Sense-Making – An Essential Future Work Skill

Sense-Making - An essential future work skill | Emeritus India

Our world is full of information, implicit and explicit, often overloading our cognitive and sensory abilities at any given moment. Adding to this milieu is our current reality, constantly bombarded with new information and exigent changes. One often wonders whether we drive change or do changes drives us. In either situation, decision-making is complex, and the value of good decisions is predicated on the decision-maker’s ability to comprehend the problem and its many variables and respond swiftly and cohesively.

A skill like ‘Sense-Making’ provides a stimulus and temperament for assessment and reflection. Fundamentally, sense-making is not much different from ‘making sense’; it is the act of making sense of an environment, achieved by organising sense data until the environment “becomes sensible” or is understood well enough to enable reasonable decisions. In the decision-making process, it is one step before action. The concept of Sense-Making has been around since 1961. Over the years, it has been explored from the lens of creativity, information architecture, human-centred design and most significantly for organisations by Karl E. Weick (1995). It is today a relevant skill; the Institute of the Future, in its research paper on ‘future work skills’ lists sense-making as one of the top 10 skills of the future; and defines it simply as “the ability to determine the deeper meaning or significance of what is being expressed”.

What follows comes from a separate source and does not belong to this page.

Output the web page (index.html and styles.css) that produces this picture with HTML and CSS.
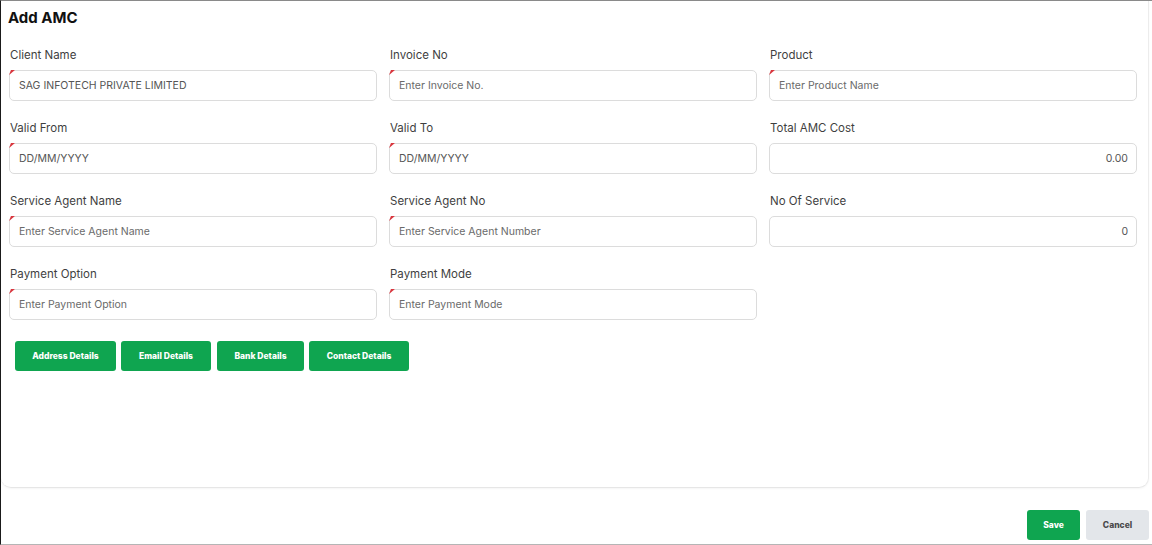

Design Thinking | Emeritus India

 There is a phase of ‘synthesis’ in design thinking related to sense-making. All the gathered research, anecdotal evidence and contextual inferences are consolidated to a sensible whole, or wisdom, based on which further action can be taken. Sense-Making today is often called for in unpredictable situations that rarely have precedent. It is predicated on an individual’s ability to deconstruct and decipher valuable knowledge from existing information and extract unique insights critical to decision making. It helps key actors (leadership) of the process to draw out intelligence-based conclusions quickly. Which, when effectively communicated, allows the collective whole (organisation, followers) to respond to, through independent action. Here’s how:

Sense-making is reflective and predictive; an actor with a given frame of reference and a set of information tends to make sense of it based on past experiences and historical action to make meaning of the present. They will reflect on how such an event/situation came to be and what history tells us about it, and therefore in the present context, what it means. Based on this conclusion, future actions will be decided. An actor will predict or postulate desired outcomes to determine the best course of action to lead us to that outcome.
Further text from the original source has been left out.